By Nantakan Wongkasem
Progress In Electromagnetics Research C, Vol. 100, 219-232, 2020


Tunable negative electromagnetic properties: permittivity, permeability, and refractive index, in mimic Chlorophyll metamaterial structures in the X- and Ku-band regimes are theoretically and numerically demonstrated. A very broad negative permeability covering the majority of the X- and Ku bands, from 8 GHz to 16 GHz, is observed, while five negative permittivity bands are found within the same range. The two aforementioned properties result in a broad, greater than 25% bandwidth, low-loss negative-refractive index transmission band. These negative electromagnetic properties can be effectively tailored within the low-loss multi-transmission and the high-loss multi-absorption bands in the operating frequency range by modifying the structure's tiller part or the artificial hydrophobic or Phytol tail.

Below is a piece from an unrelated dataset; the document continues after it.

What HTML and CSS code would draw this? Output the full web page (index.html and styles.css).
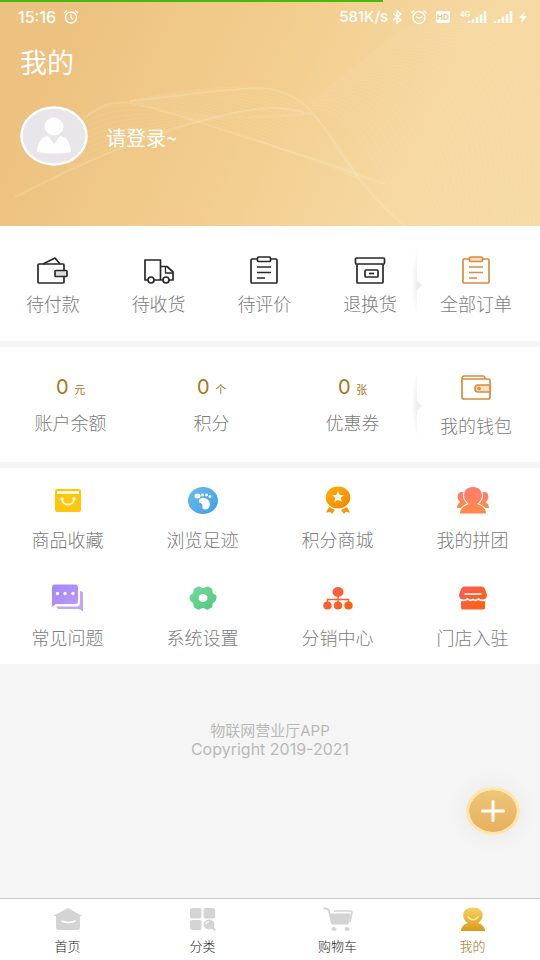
FILE: index.html
```html
<!DOCTYPE html>
<html lang="zh-CN">
<head>
<meta charset="utf-8">
<meta name="viewport" content="width=device-width, initial-scale=1">
<title>我的</title>
<link rel="stylesheet" href="styles.css">
</head>
<body>
<header class="hero">
  <svg class="waves" viewBox="0 0 540 226" preserveAspectRatio="none" aria-hidden="true">
    <g id="mesh"></g>
    <path class="wave-bright" d="M84 118C105 100 125 100 145 106C190 118 210 126 270 145S350 172 385 184"/>
    <path class="wave-bright" d="M130 101C180 96 230 88 262 88C312 93 320 125 360 180C375 198 390 215 406 226"/>
    <path class="wave-bright" d="M15 197C90 158 160 130 220 116S290 110 312 114"/>
  </svg>
  <div class="load"></div>
  <div class="status">
    <span class="clock">15:16</span>
    <svg class="s-alarm" viewBox="0 0 16 16"><circle cx="8" cy="8.500" r="5.500"/><path d="M1 4L4 1.500M15 4L12 1.500M8 5.500V8.500L10 10.500"/></svg>
    <span class="speed">581K/s</span>
    <svg class="s-bt" viewBox="0 0 12 16"><path d="M2 4.500L10 11L6 14V2L10 5L2 11.500"/></svg>
    <svg class="s-alarm2" viewBox="0 0 16 16"><circle cx="8" cy="8.500" r="6"/><path d="M.5 4L3.500 1.500M15.500 4L12.500 1.500M5 7.500L8 9.500L11 7.500"/></svg>
    <svg class="s-hd" viewBox="0 0 16 14"><rect x="1" y="1" width="14" height="12" rx="2"/><text x="8" y="10">HD</text></svg>
    <svg class="s-net" viewBox="0 0 28 16"><text x="1" y="8">4G</text><path d="M10 14V12M14 14V10.500M18 14V8M22 14V5.500M26 14V2"/><path class="dim" d="M2 10V14M5 10V14"/></svg>
    <svg class="s-sig" viewBox="0 0 22 16"><path d="M2 14V12M6 14V10M10 14V7.500M14 14V5M18 14V2"/></svg>
    <svg class="s-bolt" viewBox="0 0 10 16"><path d="M7 2L1 9H4.500L3 14L9 7H5.500Z"/></svg>
  </div>
  <h1 class="title">我的</h1>
  <a class="login" href="#login">
    <svg class="avatar" viewBox="0 0 68 60" aria-hidden="true"><ellipse cx="34" cy="30" rx="32.500" ry="28.500" fill="#e8e6e9" stroke="#fff" stroke-width="2.500"/><ellipse cx="34" cy="20.500" rx="9.500" ry="9" fill="#fff"/><path d="M17 46C17 36 22 31 28 30L34 38L40 30C46 31 51 36 51 46Q34 49 17 46Z" fill="#fff"/></svg>
    <span>请登录~</span>
  </a>
</header>

<main class="content">
  <section class="panel orders">
    <div class="group">
      <a class="item" href="#pay"><svg class="icon line" viewBox="0 0 36 32"><path d="M8 10L20 4L25 10"/><rect x="3" y="10" width="26" height="19" rx="1"/><rect x="20" y="16.500" width="12" height="6" rx="1" fill="#ddd"/></svg><span>待付款</span></a>
      <a class="item" href="#receive"><svg class="icon line" viewBox="0 0 36 32"><path d="M7 26H4V6H19.500V26H13M19.500 12.500H26L32 18V26H28M19.500 26H22"/><path d="M24.500 12.500V19H32" stroke-width="1.300"/><circle cx="10" cy="26" r="3"/><circle cx="25" cy="26" r="3"/></svg><span>待收货</span></a>
      <a class="item" href="#review"><svg class="icon line" viewBox="0 0 36 32"><rect x="5" y="5" width="26" height="24" rx="1"/><rect x="11.500" y="3" width="13" height="4.500" rx="1" fill="#fff"/><path d="M11 13H25M11 18.500H25M11 24H19"/></svg><span>待评价</span></a>
      <a class="item" href="#return"><svg class="icon line" viewBox="0 0 36 32"><rect x="3.500" y="4" width="29" height="6" rx="1"/><path d="M5 10V28Q5 29 6 29H30Q31 29 31 28V10"/><rect x="13" y="16" width="13" height="7" rx="1"/><path d="M17 19.500H22"/></svg><span>退换货</span></a>
    </div>
    <div class="edge"></div>
    <a class="item all" href="#orders"><svg class="icon line gold" viewBox="0 0 36 32"><rect x="5" y="5" width="26" height="24" rx="1"/><rect x="11.500" y="3" width="13" height="4.500" rx="1" fill="#f8dfbd"/><path d="M11 13H25M11 18.500H25M11 24H19"/></svg><span>全部订单</span></a>
  </section>

  <section class="panel wallet">
    <div class="group">
      <a class="stat" href="#balance"><span class="value">0 <small>元</small></span><span>账户余额</span></a>
      <a class="stat" href="#points"><span class="value">0 <small>个</small></span><span>积分</span></a>
      <a class="stat" href="#coupons"><span class="value">0 <small>张</small></span><span>优惠券</span></a>
    </div>
    <div class="edge"></div>
    <a class="item all" href="#wallet"><svg class="icon line gold" viewBox="0 0 36 32"><path d="M4 8V26Q4 28 6 28H30Q32 28 32 26V10Q32 8 30 8H4Q4 5 6 5H25Q27 5 27 8"/><path d="M32 14H20Q17 14 17 17.500T20 21H32Z" fill="#f8dfbd"/><circle cx="21" cy="17.500" r="1"/></svg><span>我的钱包</span></a>
  </section>

  <section class="panel tools">
    <a class="item" href="#favorites"><svg class="icon" viewBox="0 0 36 32"><rect x="5" y="5" width="26" height="23" rx="2" fill="#fdc70d"/><path d="M7 8.500H29" stroke="#fff" stroke-width="2.500"/><path d="M12 15C12 22.500 24 22.500 24 15" fill="none" stroke="#fff" stroke-width="1.600"/><circle cx="12" cy="15" r="1.700" fill="#fff"/><circle cx="24" cy="15" r="1.700" fill="#fff"/></svg><span>商品收藏</span></a>
    <a class="item" href="#history"><svg class="icon" viewBox="0 0 36 32"><defs><linearGradient id="blue" x2="1" y2="1"><stop stop-color="#6bbcee"/><stop offset="1" stop-color="#419fdf"/></linearGradient></defs><ellipse cx="18" cy="16.500" rx="15" ry="13.500" fill="url(#blue)"/><g fill="#fff"><ellipse cx="12.500" cy="12" rx="3" ry="2.500"/><circle cx="17.500" cy="11" r="1.400"/><circle cx="21.500" cy="11" r="1.400"/><circle cx="25" cy="12.500" r="1.400"/><path d="M14 16C15 13 23 13 24.500 18C26 23 22 27 18.500 25C16 23.500 18.500 21.500 17 20C15.500 18.500 13 19 14 16Z"/></g></svg><span>浏览足迹</span></a>
    <a class="item" href="#mall"><svg class="icon" viewBox="0 0 36 32"><defs><linearGradient id="amber" x2="1" y2="1"><stop stop-color="#ffb000"/><stop offset="1" stop-color="#f48600"/></linearGradient></defs><ellipse cx="18" cy="13.500" rx="12.300" ry="11" fill="url(#amber)"/><path d="M18 7L19.700 11L24 11.300L20.700 14L21.800 18L18 15.800L14.200 18L15.300 14L12 11.300L16.300 11Z" fill="#fff"/><path d="M9 23L15 26L12 30L10.500 28L6 28.500ZM27 23L21 26L24 30L25.500 28L30 28.500Z" fill="#f79908"/></svg><span>积分商城</span></a>
    <a class="item" href="#group"><svg class="icon" viewBox="0 0 36 32"><defs><linearGradient id="coral" x2="0" y2="1"><stop stop-color="#ff7b70"/><stop offset="1" stop-color="#ff8b48"/></linearGradient></defs><g fill="url(#coral)"><path d="M8 8C2 7 1 14 5 18C3 20 2 22 2 24H34C34 22 33 20 31 18C35 14 34 7 28 8Z"/><path d="M18 3C9 3 7 12 11 17Q12 19 14 20C8 22 5 25 5 29.500H31C31 25 28 22 22 20Q24 19 25 17C29 12 27 3 18 3Z" stroke="#fff" stroke-width="2" paint-order="stroke"/></g></svg><span>我的拼团</span></a>
    <a class="item" href="#faq"><svg class="icon" viewBox="0 0 36 32"><defs><linearGradient id="violet" x2="1" y2="1"><stop stop-color="#a286f7"/><stop offset="1" stop-color="#ba9cf9"/></linearGradient></defs><path d="M30 9Q33 9 33 11V29.500L29 27H9Q7 27 6 24.500H27Q30 24 30 21Z" fill="#c7a5fa"/><path d="M5 2.500H25Q28 2.500 28 5V19Q28 22 25 22H6L2 25V6Q2 2.500 5 2.500Z" fill="url(#violet)"/><g fill="#fff"><circle cx="7.500" cy="11.500" r="1.700"/><circle cx="15" cy="11.500" r="1.700"/><circle cx="23" cy="11.500" r="1.700"/></g></svg><span>常见问题</span></a>
    <a class="item" href="#settings"><svg class="icon" viewBox="0 0 36 32"><defs><linearGradient id="green" x2="1" y2="1"><stop stop-color="#73d99b"/><stop offset="1" stop-color="#50c980"/></linearGradient></defs><path d="M13 4.500Q15 4 16 5.500Q18 6.500 20 5.500Q21 4 23 4.500L26 6Q28 7 27.500 10Q28 12 30 12.500Q32 13 31.500 16T30 19.500Q28 20 27.500 22Q28 25 26 26L23 27.500Q21 28 20 26.500Q18 25.500 16 26.500Q15 28 13 27.500L10 26Q8 25 8.500 22Q8 20 6 19.500Q4.500 19 4.500 16T6 12.500Q8 12 8.500 10Q8 7 10 6Z" fill="url(#green)"/><ellipse cx="18" cy="16" rx="4.500" ry="4" fill="#fff"/></svg><span>系统设置</span></a>
    <a class="item" href="#distribution"><svg class="icon" viewBox="0 0 36 32"><defs><linearGradient id="red" gradientUnits="userSpaceOnUse" x1="8" y1="5" x2="28" y2="28"><stop stop-color="#f75e55"/><stop offset="1" stop-color="#fc620c"/></linearGradient></defs><g fill="url(#red)"><ellipse cx="18" cy="10" rx="5.500" ry="5"/><ellipse cx="7.500" cy="23.500" rx="4.200" ry="4"/><ellipse cx="18" cy="23.500" rx="4.200" ry="4"/><ellipse cx="28.500" cy="23.500" rx="4.200" ry="4"/></g><path d="M18 14V21M7.500 21V17.500H28.500V21" fill="none" stroke="#f9602d" stroke-width="1.500"/></svg><span>分销中心</span></a>
    <a class="item" href="#store"><svg class="icon" viewBox="0 0 36 32"><g fill="url(#red)"><path d="M9 4.500H27Q29 4.500 30 7L32 13Q32 17 28 17.500Q25 17.500 23.500 16Q21 18.500 18 16.500Q15 18.500 12.500 16Q11 17.500 8 17.500Q4 17 4 13L6 7Q7 4.500 9 4.500Z"/><path d="M6 19Q10 20 12.500 18Q15 20 18 18.500Q21 20 23.500 18Q26 20 30 19V26Q30 27.500 28 27.500H8Q6 27.500 6 26Z"/></g><path d="M9.500 12H26.500" stroke="#fff" stroke-width="1.500"/></svg><span>门店入驻</span></a>
  </section>

  <footer class="legal"><p>物联网营业厅APP</p><p class="copyright">Copyright 2019-2021</p></footer>
</main>

<button class="fab" type="button" aria-label="添加"><svg viewBox="0 0 24 22"><path d="M12 1.500V20.500M1.500 11H22.500"/></svg></button>

<nav class="tabs">
  <a href="#home"><svg class="icon" viewBox="0 0 36 32"><path d="M18 5L32 13H30V24Q30 27 27 27H9Q6 27 6 24V13H3Z" fill="#d4d4d4"/><path d="M12 18Q18 21 25 18" fill="none" stroke="#fff" stroke-width="1.500" stroke-linecap="round"/></svg><span>首页</span></a>
  <a href="#category"><svg class="icon" viewBox="0 0 36 32"><g fill="#d4d4d4"><rect x="5" y="5" width="11.500" height="10.500" rx="2"/><rect x="18.500" y="5" width="11.500" height="10.500" rx="2"/><rect x="5" y="17" width="11.500" height="10" rx="2"/><ellipse cx="24" cy="21.500" rx="5.500" ry="5"/></g><path d="M27 24L30 27.500" stroke="#d4d4d4" stroke-width="2"/><path d="M21 21Q21.500 19 24 18.500" fill="none" stroke="#fff" stroke-width="1.200"/></svg><span>分类</span></a>
  <a href="#cart"><svg class="icon" viewBox="0 0 36 32"><path d="M3.500 5.500H6Q8 5.500 9 8L12 20" fill="none" stroke="#d4d4d4" stroke-width="1.800"/><path d="M9.500 10.500H31L29 19.500Q28.500 21.500 26.500 21.500H13Q11.500 21.500 11 20Z" fill="#d4d4d4"/><path d="M14 8H30Q32.500 8 32 10L30 19" fill="none" stroke="#d4d4d4" stroke-width="1.500"/><ellipse cx="14" cy="26" rx="2.500" ry="2" fill="#d4d4d4"/><ellipse cx="27" cy="26" rx="2.500" ry="2" fill="#d4d4d4"/></svg><span>购物车</span></a>
  <a class="active" href="#me" aria-current="page"><svg class="icon" viewBox="0 0 36 32"><defs><linearGradient id="me" x2="0" y2="1"><stop stop-color="#f7d264"/><stop offset="1" stop-color="#d99b18"/></linearGradient></defs><path d="M18 4.500C6 4.500 6 16 13 20C9 21 6 24 6 28H30C30 24 27 21 23 20C30 16 30 4.500 18 4.500Z" fill="url(#me)"/><path d="M13 14Q18 19.500 23 14" fill="none" stroke="#fff0b8" stroke-width="1.500" stroke-linecap="round"/></svg><span>我的</span></a>
</nav>
<script src="waves.js"></script>
</body>
</html>
```

FILE: styles.css
```css
* {
  box-sizing: border-box;
}

body {
  margin: 0;
  min-height: 100vh;
  display: flex;
  flex-direction: column;
  background: #f5f5f5;
  color: #7c7c7c;
  font: 300 18px/24px "Noto Sans CJK SC", sans-serif;
}

a {
  color: inherit;
  text-decoration: none;
}

svg {
  display: block;
  flex: none;
}

.hero {
  position: relative;
  height: 226px;
  background: linear-gradient(115deg, #edc180 10%, #f2cd8d 45%, #f6d8a1 75%, #f7dba5);
  color: #fff;
}

.waves {
  position: absolute;
  inset: 0;
  width: 100%;
  height: 100%;
  fill: none;
  stroke: #fff3d6;
  stroke-width: 1;
}

#mesh {
  opacity: .12;
}

.wave-bright {
  opacity: .18;
  stroke-width: 2;
}

.load {
  position: relative;
  width: 71%;
  height: 2px;
  background: #48ba0b;
}

.status {
  position: relative;
  display: flex;
  align-items: center;
  height: 30px;
  padding: 0 12px 0 18px;
  font: 500 15px/20px Inter, sans-serif;
}

.status svg {
  height: 16px;
  fill: none;
  stroke: #fff;
  stroke-width: 1.4;
}

.clock {
  font-size: 16px;
}

.s-alarm {
  width: 16px;
  margin-left: 7px;
}

.speed {
  margin-left: auto;
}

.s-bt {
  width: 12px;
  margin: 0 8px 0 3px;
}

.s-alarm2 {
  width: 16px;
  margin-right: 8px;
}

.status .s-hd {
  width: 16px;
  height: 14px;
  margin-right: 8px;
  fill: #fff;
  stroke: none;
}

.s-hd text {
  fill: #eec888;
  font: 700 8px Inter, sans-serif;
  text-anchor: middle;
}

.s-net {
  width: 28px;
  margin-right: 6px;
}

.s-net text {
  fill: #fff;
  stroke: none;
  font: 600 7px Inter, sans-serif;
}

.s-net path,
.s-sig path {
  stroke-width: 2.5;
}

.status .dim {
  opacity: .3;
  stroke-width: 1;
}

.s-sig {
  width: 22px;
  margin-right: 3px;
}

.status .s-bolt {
  width: 10px;
  fill: #fff;
  stroke: none;
}

.title {
  position: relative;
  margin: 12px 20px 0;
  font-size: 27px;
  font-weight: 400;
  line-height: 36px;
}

.login {
  position: relative;
  display: flex;
  align-items: center;
  gap: 18px;
  margin: 26px 20px 0;
  font-size: 20px;
  font-weight: 400;
}

.login span {
  padding-top: 4px;
}

.avatar {
  width: 68px;
  height: 60px;
}

.content {
  flex: 1;
}

.panel {
  background: #fff;
}

.icon {
  width: 36px;
  height: 32px;
}

.line {
  fill: none;
  stroke: #292929;
  stroke-width: 1.7;
  stroke-linejoin: round;
}

.gold {
  stroke: #d78d3e;
}

.item,
.stat {
  display: flex;
  flex-direction: column;
  align-items: center;
  white-space: nowrap;
}

.orders,
.wallet {
  display: grid;
  grid-template-columns: 1fr 106px;
  position: relative;
  margin-bottom: 6px;
  padding-right: 11px;
}

.orders {
  padding-top: 28px;
  padding-bottom: 26px;
}

.wallet {
  padding-top: 24px;
  padding-bottom: 25px;
}

.group {
  display: grid;
  grid-auto-flow: column;
  grid-auto-columns: 1fr;
}

.orders .item {
  gap: 5px;
}

.wallet .item {
  gap: 10px;
}

.stat {
  gap: 8px;
  padding-top: 4px;
}

.value {
  color: #a8751a;
  font-size: 20px;
  font-family: Inter, "Noto Sans CJK SC", sans-serif;
  font-weight: 400;
}

.value small {
  font-size: 11px;
}

.edge {
  position: absolute;
  top: 24px;
  right: 123px;
  width: 5px;
  height: 66px;
  background: radial-gradient(ellipse at right, #ededed, #fff 75%);
}

.edge::after {
  content: "";
  position: absolute;
  top: 30px;
  left: 5px;
  border: 5px solid transparent;
  border-left-color: #ededed;
  border-right: 0;
}

.tools {
  display: grid;
  grid-template-columns: repeat(4, 1fr);
  row-gap: 31px;
  padding: 16px 0 15px;
}

.tools .item {
  gap: 11px;
}

.legal {
  padding: 58px 0 40px;
  color: #b9b9b9;
  font-family: Inter, "Noto Sans CJK SC", sans-serif;
  font-size: 15px;
  font-weight: 400;
  line-height: 18px;
  text-align: center;
}

.legal p {
  margin: 0;
}

.legal .copyright {
  font-size: 16px;
}

.fab {
  position: fixed;
  right: 20px;
  bottom: 125px;
  display: grid;
  place-items: center;
  width: 54px;
  height: 48px;
  padding: 0;
  border: 3px solid #ffe5ac;
  border-radius: 50%;
  background: linear-gradient(#ecc677, #e8b060) padding-box;
  box-shadow: 0 0 24px rgba(0, 0, 0, .06);
}

.fab svg {
  width: 24px;
  height: 22px;
  stroke: #fff;
  stroke-width: 3;
  stroke-linecap: round;
}

.tabs {
  display: grid;
  grid-template-columns: repeat(4, 1fr);
  padding: 4px 0;
  border-top: 1px solid #c8c8c8;
  background: #fff;
  color: #222;
  font-size: 13px;
  line-height: 20px;
}

.tabs a {
  display: flex;
  flex-direction: column;
  align-items: center;
  gap: 1px;
}

.tabs .active {
  color: #a06f10;
}
```

FILE: waves.js
```js
// Fills the header with fine lines blended between pairs of cubic curves.
const mesh = document.getElementById("mesh");

function blend(from, to, count) {
  for (let i = 0; i <= count; i++) {
    const p = from.map((v, k) => (v + (to[k] - v) * i / count).toFixed(1));
    const path = document.createElementNS("http://www.w3.org/2000/svg", "path");
    path.setAttribute("d", `M${p[0]} ${p[1]}C${p.slice(2).join(" ")}`);
    mesh.append(path);
  }
}

blend([300, 110, 350, 95, 375, 170, 410, 226], [400, 30, 560, -10, 560, 100, 550, 226], 34);
blend([130, 101, 200, 115, 260, 140, 360, 180], [130, 101, 250, 75, 310, 80, 360, 180], 14);
blend([84, 118, 130, 85, 180, 130, 312, 114], [50, 180, 130, 130, 200, 115, 312, 114], 8);
```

By focusing either on the transmission or the absorption bands, these passive always-on bio-inspired metamaterials could be utilized in microelectronic, communication and photonic, and optic devices.


Nantakan Wongkasem, "Chlorophyll-Inspired Tunable Metamaterials with Multi-Negative Refractive Index Bands: the Porphyrin Ring and Hydrophobic Tail Effect," Progress In Electromagnetics Research C, Vol. 100, 219-232, 2020.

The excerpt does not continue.